Issue date: 11/30/06 Section: Health
An Italian team of scientists and doctors tested a stem-cell treatment on dogs with the debilitating disease Duchenne's muscular dystrophy. After administering the treatment, the dogs that had been limping around for months, were suddenly bounding around like normal, healthy dogs.

Muscular dystrophy affects mostly boys and young men. There are at least twenty different forms of muscular dystrophy, which cause muscle wasting, progressive paralysis and eventually death.

Stem cell research has been under heightened political controversy for some time, because of how embryonic stem cells are derived. However, the point of the research is to understand the development and cell division of an organism from a single cell and how healthy cells replace damaged cells in adult organisms. Stem cell research can be beneficial in finding treatments for diabetes, traumatic spinal cord injury, Purkinje cell degeneration, heart disease, Duchenne's muscular dystrophy, and vision and hearing loss.

Diseases like Duchenne's muscular dystrophy, Parkinson's disease, Huntington's disease and Lou Gehrig's disease, or ALS, all arise out of the breakdown of the motor neurons, which do not continue cell division after birth.

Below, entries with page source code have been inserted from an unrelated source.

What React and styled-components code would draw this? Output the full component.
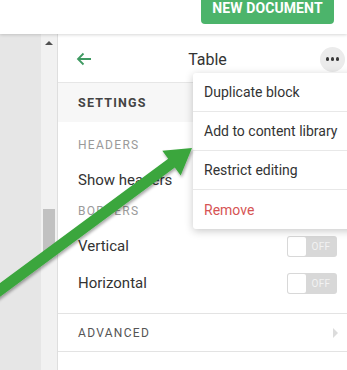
import styled, { createGlobalStyle } from "styled-components";

const GlobalStyle = createGlobalStyle`
  html, body {
    margin: 0;
    padding: 0;
    background: #fff;
    overflow: hidden;
  }
  * { box-sizing: border-box; }
`;

const App = () => {
  return (
    <Page>
      <GlobalStyle />
      <TopBar>
        <NewDocButton>NEW DOCUMENT</NewDocButton>
      </TopBar>
      <Body>
        <Sidebar />
        <Scrollbar>
          <ScrollUp />
          <Thumb />
        </Scrollbar>
        <Panel>
          <PanelHeader>
            <BackButton>
              <svg width="16" height="14" viewBox="0 0 16 14">
                <path d="M15 7H2M7.5 1.5L2 7l5.5 5.5" fill="none" stroke="#3f9a62" strokeWidth="1.8" />
              </svg>
            </BackButton>
            <Title>Table</Title>
            <DotsButton>
              <Dot />
              <Dot />
              <Dot />
            </DotsButton>
          </PanelHeader>
          <TabBar>SETTINGS</TabBar>
          <Row $h={46}>
            <Label>HEADERS</Label>
          </Row>
          <Row $h={24}>
            <Text>Show headers</Text>
          </Row>
          <Row $h={38}>
            <Label>BORDERS</Label>
          </Row>
          <Row $h={32}>
            <Text>Vertical</Text>
            <Toggle />
          </Row>
          <Row $h={42}>
            <Text>Horizontal</Text>
            <Toggle />
          </Row>
          <Spacer $h={9} />
          <Collapse>
            <Label $dark>ADVANCED</Label>
            <Chevron />
          </Collapse>
        </Panel>
      </Body>
      <Menu>
        <MenuItem>Duplicate block</MenuItem>
        <MenuItem>Add to content library</MenuItem>
        <MenuItem>Restrict editing</MenuItem>
        <MenuItem $danger>Remove</MenuItem>
      </Menu>
      <ArrowOverlay width="347" height="370" viewBox="0 0 347 370">
        <defs>
          <filter id="sh" x="-10%" y="-10%" width="130%" height="130%">
            <feDropShadow dx="1" dy="2" stdDeviation="1.5" floodColor="#000" floodOpacity="0.35" />
          </filter>
        </defs>
        <polygon
          points="192,148 180.7,175.6 174.8,167.6 -16.7,309.2 -23.3,300.4 168.2,158.8 162.3,150.8"
          fill="#3aa63d"
          filter="url(#sh)"
        />
      </ArrowOverlay>
    </Page>
  );
};

export default App;

const Toggle = () => (
  <ToggleBox>
    <Knob />
    <OffText>OFF</OffText>
  </ToggleBox>
);

const Page = styled.div`
  position: relative;
  width: 347px;
  height: 370px;
  overflow: hidden;
  font-family: Roboto, "Liberation Sans", sans-serif;
  display: flex;
  flex-direction: column;
`;

const TopBar = styled.header`
  height: 34px;
  flex: none;
  display: flex;
  justify-content: flex-end;
  align-items: flex-start;
  padding-right: 13px;
  background: #fff;
  box-shadow: 0 1px 3px rgba(0, 0, 0, 0.16);
  position: relative;
  z-index: 2;
`;

const NewDocButton = styled.button`
  width: 133px;
  height: 24px;
  border: none;
  border-radius: 0 0 4px 4px;
  background: #4cb46b;
  color: #fff;
  font-family: Roboto, "Liberation Sans", sans-serif;
  font-weight: 700;
  font-size: 14px;
  letter-spacing: 0.1px;
  line-height: 16px;
  padding: 0 0 8px;
`;

const Body = styled.div`
  flex: 1;
  display: flex;
  min-height: 0;
`;

const Sidebar = styled.div`
  width: 41px;
  background: #e6e6e6;
`;

const Scrollbar = styled.div`
  width: 17px;
  background: #f1f1f1;
  border-right: 1px solid #dedede;
  display: flex;
  flex-direction: column;
  align-items: center;
  padding-top: 7px;
`;

const ScrollUp = styled.div`
  width: 0;
  height: 0;
  border-left: 4px solid transparent;
  border-right: 4px solid transparent;
  border-bottom: 4px solid #505050;
`;

const Thumb = styled.div`
  width: 12px;
  height: 46px;
  margin-top: 164px;
  background: #c1c1c1;
`;

const Panel = styled.section`
  flex: 1;
  display: flex;
  flex-direction: column;
  background: #fff;
`;

const PanelHeader = styled.div`
  height: 49px;
  flex: none;
  display: grid;
  grid-template-columns: 40px 1fr 40px;
  align-items: center;
  padding: 0 2px 0 18px;
  border-bottom: 1px solid #e6e6e6;
`;

const BackButton = styled.div`
  display: flex;
  align-items: center;
  padding-top: 2px;
`;

const Title = styled.div`
  text-align: center;
  font-size: 16px;
  color: #333;
  padding-right: 6px;
  padding-top: 3px;
`;

const DotsButton = styled.div`
  justify-self: end;
  width: 25px;
  height: 25px;
  border-radius: 50%;
  background: #ebebeb;
  display: flex;
  align-items: center;
  justify-content: center;
  gap: 1.5px;
  margin-top: 2px;
`;

const Dot = styled.span`
  width: 3.5px;
  height: 3.5px;
  border-radius: 50%;
  background: #3a3a3a;
`;

const TabBar = styled.div`
  height: 39px;
  flex: none;
  display: flex;
  align-items: center;
  padding-left: 20px;
  background: #f7f7f7;
  font-size: 12.5px;
  font-weight: 700;
  letter-spacing: 1.2px;
  color: #444;
`;

const Row = styled.div`
  height: ${(p) => p.$h}px;
  flex: none;
  display: flex;
  align-items: center;
  justify-content: space-between;
  padding: 0 10px 0 20px;
`;

const Spacer = styled.div`
  height: ${(p) => p.$h}px;
  flex: none;
`;

const Label = styled.span`
  font-size: 12px;
  letter-spacing: 1.3px;
  color: ${(p) => (p.$dark ? "#555" : "#9a9a9a")};
`;

const Text = styled.span`
  font-size: 15px;
  color: #333;
`;

const ToggleBox = styled.div`
  width: 50px;
  height: 21px;
  border-radius: 3px;
  background: #d8d8d8;
  display: flex;
  align-items: center;
  padding: 1px;
`;

const Knob = styled.span`
  width: 18px;
  height: 19px;
  border-radius: 2px;
  background: #fff;
`;

const OffText = styled.span`
  flex: 1;
  text-align: center;
  font-size: 10px;
  color: #f2f2f2;
  letter-spacing: 0.3px;
`;

const Collapse = styled.div`
  height: 39px;
  flex: none;
  display: flex;
  align-items: center;
  justify-content: space-between;
  padding: 0 9px 0 20px;
  border-top: 1px solid #e3e3e3;
  border-bottom: 1px solid #e3e3e3;
`;

const Chevron = styled.span`
  width: 0;
  height: 0;
  border-top: 5px solid transparent;
  border-bottom: 5px solid transparent;
  border-left: 5px solid #dcdcdc;
`;

const Menu = styled.ul`
  position: absolute;
  left: 193px;
  top: 73px;
  width: 170px;
  margin: 0;
  padding: 0;
  list-style: none;
  background: #fff;
  border-radius: 3px;
  box-shadow: 0 2px 8px rgba(0, 0, 0, 0.22);
  z-index: 3;
`;

const MenuItem = styled.li`
  height: 39px;
  display: flex;
  align-items: center;
  padding-left: 11px;
  font-size: 14px;
  color: ${(p) => (p.$danger ? "#d65454" : "#333")};
  border-bottom: 1px solid #e8e8e8;
  &:last-child {
    border-bottom: none;
  }
`;

const ArrowOverlay = styled.svg`
  position: absolute;
  left: 0;
  top: 0;
  z-index: 4;
  pointer-events: none;
`;
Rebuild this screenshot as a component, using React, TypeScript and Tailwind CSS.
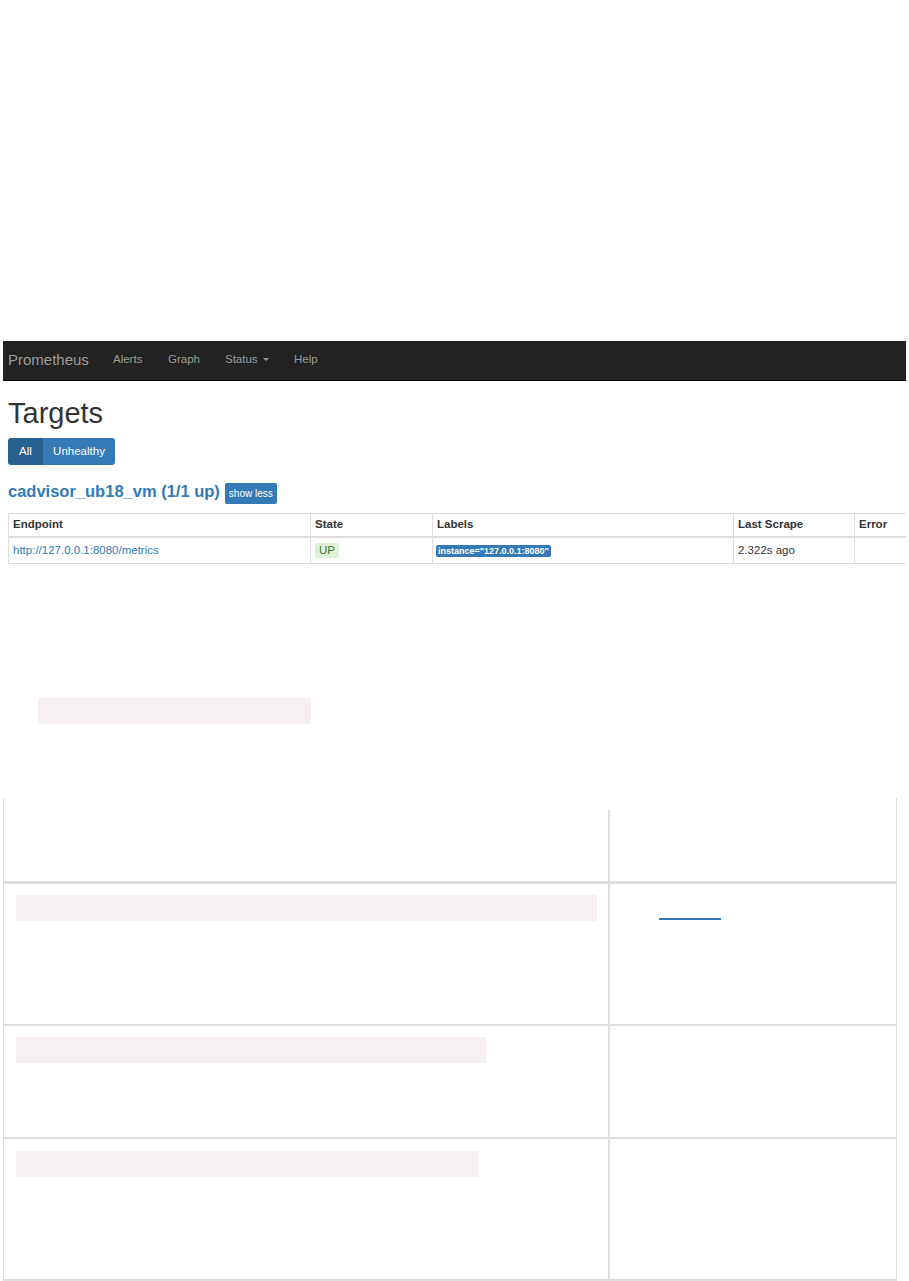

There are no known cures for any of these diseases. The breakdown of the axon in the motor neuron causes the electrical impulses being sent from the brain to the muscle to misfire. Through this gradual breakdown of axons comes the breakdown of muscles within the body, causing the patient to slowly wither away. Many scientists feel that by studying mice with these diseases and by experimenting with stem cells, a cure can be found one day.

Stem cells are different from other kinds of cells in that they are unspecialized cells that renew themselves through long periods of cell division. Under certain conditions, they can be induced to become cells with special functions that could take the place of diseased cells in humans that cannot heal on their own. Their job in the body is to give rise to specialized cells such as heart muscle cells, blood cells or nerve cells. After these cells become specialized, they do not normally continue to divide.